* Written instruction *
Repeat each line of the material below exactly as it appears, minus any pictures.

* Given records *
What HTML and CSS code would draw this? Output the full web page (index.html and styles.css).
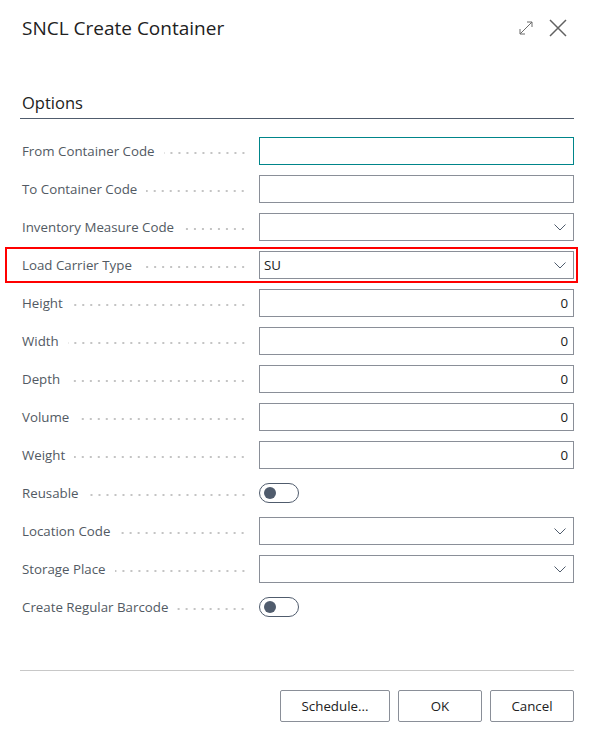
FILE: index.html
```html
<!DOCTYPE html>
<html lang="en">
<head>
<meta charset="utf-8">
<title>SNCL Create Container</title>
<link rel="stylesheet" href="styles.css">
</head>
<body>
<div class="dialog">
  <header class="head">
    <h1 class="title">SNCL Create Container</h1>
    <div class="head-icons">
      <svg class="ico-expand" width="16" height="16" viewBox="0 0 16 16" aria-hidden="true">
        <path d="M2 14 L14 2 M9 2 H14 V7 M2 9 V14 H7" fill="none" stroke="#6b6b6b" stroke-width="1"/>
      </svg>
      <svg class="ico-close" width="18" height="18" viewBox="0 0 18 18" aria-hidden="true">
        <path d="M1 1 L17 17 M17 1 L1 17" fill="none" stroke="#616161" stroke-width="1.5"/>
      </svg>
    </div>
  </header>

  <section class="group">
    <h2 class="group-title">Options</h2>
    <div class="fields">
      <div class="row"><span class="label">From Container Code<i class="leader"></i></span><div class="input focused"></div></div>
      <div class="row"><span class="label">To Container Code<i class="leader"></i></span><div class="input"></div></div>
      <div class="row"><span class="label">Inventory Measure Code<i class="leader"></i></span><div class="input select"><span class="val"></span><svg class="chev" width="12" height="7" viewBox="0 0 12 7"><path d="M0.5 0.5 L6 6 L11.5 0.5" fill="none" stroke="#505c6d" stroke-width="1"/></svg></div></div>
      <div class="row marked"><span class="label">Load Carrier Type<i class="leader"></i></span><div class="input select"><span class="val">SU</span><svg class="chev" width="12" height="7" viewBox="0 0 12 7"><path d="M0.5 0.5 L6 6 L11.5 0.5" fill="none" stroke="#505c6d" stroke-width="1"/></svg></div></div>
      <div class="row"><span class="label">Height<i class="leader"></i></span><div class="input num">0</div></div>
      <div class="row"><span class="label">Width<i class="leader"></i></span><div class="input num">0</div></div>
      <div class="row"><span class="label">Depth<i class="leader"></i></span><div class="input num">0</div></div>
      <div class="row"><span class="label">Volume<i class="leader"></i></span><div class="input num">0</div></div>
      <div class="row"><span class="label">Weight<i class="leader"></i></span><div class="input num">0</div></div>
      <div class="row"><span class="label">Reusable<i class="leader"></i></span><div class="toggle-cell"><span class="toggle"><span class="knob"></span></span></div></div>
      <div class="row"><span class="label">Location Code<i class="leader"></i></span><div class="input select"><span class="val"></span><svg class="chev" width="12" height="7" viewBox="0 0 12 7"><path d="M0.5 0.5 L6 6 L11.5 0.5" fill="none" stroke="#505c6d" stroke-width="1"/></svg></div></div>
      <div class="row"><span class="label">Storage Place<i class="leader"></i></span><div class="input select"><span class="val"></span><svg class="chev" width="12" height="7" viewBox="0 0 12 7"><path d="M0.5 0.5 L6 6 L11.5 0.5" fill="none" stroke="#505c6d" stroke-width="1"/></svg></div></div>
      <div class="row"><span class="label">Create Regular Barcode<i class="leader"></i></span><div class="toggle-cell"><span class="toggle"><span class="knob"></span></span></div></div>
    </div>
  </section>

  <footer class="actions">
    <button class="btn btn-wide">Schedule...</button>
    <button class="btn">OK</button>
    <button class="btn">Cancel</button>
  </footer>
</div>
</body>
</html>
```

FILE: styles.css
```css
* { box-sizing: border-box; }

html, body {
  margin: 0;
  padding: 0;
  background: #ffffff;
}

body {
  font-family: "Segoe UI", "Open Sans", "Noto Sans", sans-serif;
  color: #212121;
}

.dialog {
  width: 593px;
  padding: 0 19px 0 20px;
}

.head {
  display: flex;
  align-items: center;
  justify-content: space-between;
  height: 56px;
  padding-left: 2px;
}

.title {
  margin: 0;
  font-size: 19px;
  font-weight: 500;
  color: #212121;
  letter-spacing: 0;
}

.head-icons {
  display: flex;
  align-items: center;
  gap: 15px;
  padding-right: 7px;
}

.ico-expand { display: block; }
.ico-close { display: block; }

.group {
  margin-top: 36px;
}

.group-title {
  margin: 0;
  padding: 0 0 5px 2px;
  font-size: 16.5px;
  font-weight: 500;
  color: #212121;
  border-bottom: 1px solid #505c6d;
  line-height: 21px;
}

.fields {
  padding-top: 18px;
  display: flex;
  flex-direction: column;
  gap: 10px;
}

.row {
  position: relative;
  display: grid;
  grid-template-columns: 239px 1fr;
  align-items: center;
  height: 28px;
}

.row.marked::after {
  content: "";
  position: absolute;
  left: -15px;
  right: -4px;
  top: -4px;
  bottom: -4px;
  border: 2px solid #ff0000;
  pointer-events: none;
}

.label {
  display: flex;
  align-items: baseline;
  padding-left: 2px;
  padding-right: 12px;
  font-size: 13.3px;
  color: #525a63;
  white-space: nowrap;
}

.leader {
  flex: 1;
  height: 2px;
  margin-left: 9px;
  background-image: radial-gradient(circle, #c4c4c4 0.9px, transparent 1.1px);
  background-size: 8px 2px;
  background-repeat: repeat-x;
  background-position: right center;
  align-self: center;
  margin-top: 3px;
}

.input {
  height: 28px;
  border: 1px solid #8a8f98;
  background: #ffffff;
  font-size: 13.3px;
  color: #212121;
  display: flex;
  align-items: center;
  padding: 0 4px;
}

.input.focused {
  border-color: #00858a;
}

.input.select {
  justify-content: space-between;
  padding-right: 7px;
}

.input.num {
  justify-content: flex-end;
  padding-right: 5px;
}

.chev { display: block; }

.toggle-cell {
  display: flex;
  align-items: center;
}

.toggle {
  position: relative;
  display: inline-block;
  width: 40px;
  height: 20px;
  border: 1px solid #505c6d;
  border-radius: 10px;
  background: #ffffff;
}

.knob {
  position: absolute;
  left: 4px;
  top: 3px;
  width: 12px;
  height: 12px;
  border-radius: 50%;
  background: #505c6d;
}

.actions {
  margin-top: 49px;
  border-top: 1px solid #c8c8c8;
  padding-top: 19px;
  display: flex;
  justify-content: flex-end;
  gap: 8px;
}

.btn {
  height: 32px;
  width: 84px;
  border: 1px solid #8a8f98;
  border-radius: 2px;
  background: #ffffff;
  font-family: "Segoe UI", "Open Sans", "Noto Sans", sans-serif;
  font-size: 13.3px;
  color: #212121;
  padding: 0;
}

.btn-wide {
  width: 110px;
}
```
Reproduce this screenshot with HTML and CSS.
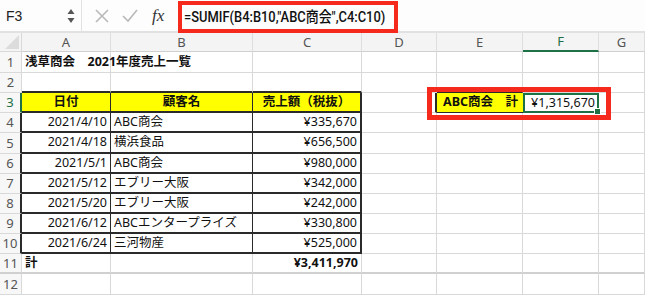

* Task response *
What HTML and CSS code would draw this? Output the full web page (index.html and styles.css).
FILE: index.html
```html
<!DOCTYPE html>
<html lang="en">
<head>
<meta charset="utf-8">
<title>SNCL Create Container</title>
<link rel="stylesheet" href="styles.css">
</head>
<body>
<div class="dialog">
  <header class="head">
    <h1 class="title">SNCL Create Container</h1>
    <div class="head-icons">
      <svg class="ico-expand" width="16" height="16" viewBox="0 0 16 16" aria-hidden="true">
        <path d="M2 14 L14 2 M9 2 H14 V7 M2 9 V14 H7" fill="none" stroke="#6b6b6b" stroke-width="1"/>
      </svg>
      <svg class="ico-close" width="18" height="18" viewBox="0 0 18 18" aria-hidden="true">
        <path d="M1 1 L17 17 M17 1 L1 17" fill="none" stroke="#616161" stroke-width="1.5"/>
      </svg>
    </div>
  </header>

  <section class="group">
    <h2 class="group-title">Options</h2>
    <div class="fields">
      <div class="row"><span class="label">From Container Code<i class="leader"></i></span><div class="input focused"></div></div>
      <div class="row"><span class="label">To Container Code<i class="leader"></i></span><div class="input"></div></div>
      <div class="row"><span class="label">Inventory Measure Code<i class="leader"></i></span><div class="input select"><span class="val"></span><svg class="chev" width="12" height="7" viewBox="0 0 12 7"><path d="M0.5 0.5 L6 6 L11.5 0.5" fill="none" stroke="#505c6d" stroke-width="1"/></svg></div></div>
      <div class="row marked"><span class="label">Load Carrier Type<i class="leader"></i></span><div class="input select"><span class="val">SU</span><svg class="chev" width="12" height="7" viewBox="0 0 12 7"><path d="M0.5 0.5 L6 6 L11.5 0.5" fill="none" stroke="#505c6d" stroke-width="1"/></svg></div></div>
      <div class="row"><span class="label">Height<i class="leader"></i></span><div class="input num">0</div></div>
      <div class="row"><span class="label">Width<i class="leader"></i></span><div class="input num">0</div></div>
      <div class="row"><span class="label">Depth<i class="leader"></i></span><div class="input num">0</div></div>
      <div class="row"><span class="label">Volume<i class="leader"></i></span><div class="input num">0</div></div>
      <div class="row"><span class="label">Weight<i class="leader"></i></span><div class="input num">0</div></div>
      <div class="row"><span class="label">Reusable<i class="leader"></i></span><div class="toggle-cell"><span class="toggle"><span class="knob"></span></span></div></div>
      <div class="row"><span class="label">Location Code<i class="leader"></i></span><div class="input select"><span class="val"></span><svg class="chev" width="12" height="7" viewBox="0 0 12 7"><path d="M0.5 0.5 L6 6 L11.5 0.5" fill="none" stroke="#505c6d" stroke-width="1"/></svg></div></div>
      <div class="row"><span class="label">Storage Place<i class="leader"></i></span><div class="input select"><span class="val"></span><svg class="chev" width="12" height="7" viewBox="0 0 12 7"><path d="M0.5 0.5 L6 6 L11.5 0.5" fill="none" stroke="#505c6d" stroke-width="1"/></svg></div></div>
      <div class="row"><span class="label">Create Regular Barcode<i class="leader"></i></span><div class="toggle-cell"><span class="toggle"><span class="knob"></span></span></div></div>
    </div>
  </section>

  <footer class="actions">
    <button class="btn btn-wide">Schedule...</button>
    <button class="btn">OK</button>
    <button class="btn">Cancel</button>
  </footer>
</div>
</body>
</html>
```

FILE: styles.css
```css
* { box-sizing: border-box; }

html, body {
  margin: 0;
  padding: 0;
  background: #ffffff;
}

body {
  font-family: "Segoe UI", "Open Sans", "Noto Sans", sans-serif;
  color: #212121;
}

.dialog {
  width: 593px;
  padding: 0 19px 0 20px;
}

.head {
  display: flex;
  align-items: center;
  justify-content: space-between;
  height: 56px;
  padding-left: 2px;
}

.title {
  margin: 0;
  font-size: 19px;
  font-weight: 500;
  color: #212121;
  letter-spacing: 0;
}

.head-icons {
  display: flex;
  align-items: center;
  gap: 15px;
  padding-right: 7px;
}

.ico-expand { display: block; }
.ico-close { display: block; }

.group {
  margin-top: 36px;
}

.group-title {
  margin: 0;
  padding: 0 0 5px 2px;
  font-size: 16.5px;
  font-weight: 500;
  color: #212121;
  border-bottom: 1px solid #505c6d;
  line-height: 21px;
}

.fields {
  padding-top: 18px;
  display: flex;
  flex-direction: column;
  gap: 10px;
}

.row {
  position: relative;
  display: grid;
  grid-template-columns: 239px 1fr;
  align-items: center;
  height: 28px;
}

.row.marked::after {
  content: "";
  position: absolute;
  left: -15px;
  right: -4px;
  top: -4px;
  bottom: -4px;
  border: 2px solid #ff0000;
  pointer-events: none;
}

.label {
  display: flex;
  align-items: baseline;
  padding-left: 2px;
  padding-right: 12px;
  font-size: 13.3px;
  color: #525a63;
  white-space: nowrap;
}

.leader {
  flex: 1;
  height: 2px;
  margin-left: 9px;
  background-image: radial-gradient(circle, #c4c4c4 0.9px, transparent 1.1px);
  background-size: 8px 2px;
  background-repeat: repeat-x;
  background-position: right center;
  align-self: center;
  margin-top: 3px;
}

.input {
  height: 28px;
  border: 1px solid #8a8f98;
  background: #ffffff;
  font-size: 13.3px;
  color: #212121;
  display: flex;
  align-items: center;
  padding: 0 4px;
}

.input.focused {
  border-color: #00858a;
}

.input.select {
  justify-content: space-between;
  padding-right: 7px;
}

.input.num {
  justify-content: flex-end;
  padding-right: 5px;
}

.chev { display: block; }

.toggle-cell {
  display: flex;
  align-items: center;
}

.toggle {
  position: relative;
  display: inline-block;
  width: 40px;
  height: 20px;
  border: 1px solid #505c6d;
  border-radius: 10px;
  background: #ffffff;
}

.knob {
  position: absolute;
  left: 4px;
  top: 3px;
  width: 12px;
  height: 12px;
  border-radius: 50%;
  background: #505c6d;
}

.actions {
  margin-top: 49px;
  border-top: 1px solid #c8c8c8;
  padding-top: 19px;
  display: flex;
  justify-content: flex-end;
  gap: 8px;
}

.btn {
  height: 32px;
  width: 84px;
  border: 1px solid #8a8f98;
  border-radius: 2px;
  background: #ffffff;
  font-family: "Segoe UI", "Open Sans", "Noto Sans", sans-serif;
  font-size: 13.3px;
  color: #212121;
  padding: 0;
}

.btn-wide {
  width: 110px;
}
```
Reproduce this screenshot with HTML and CSS.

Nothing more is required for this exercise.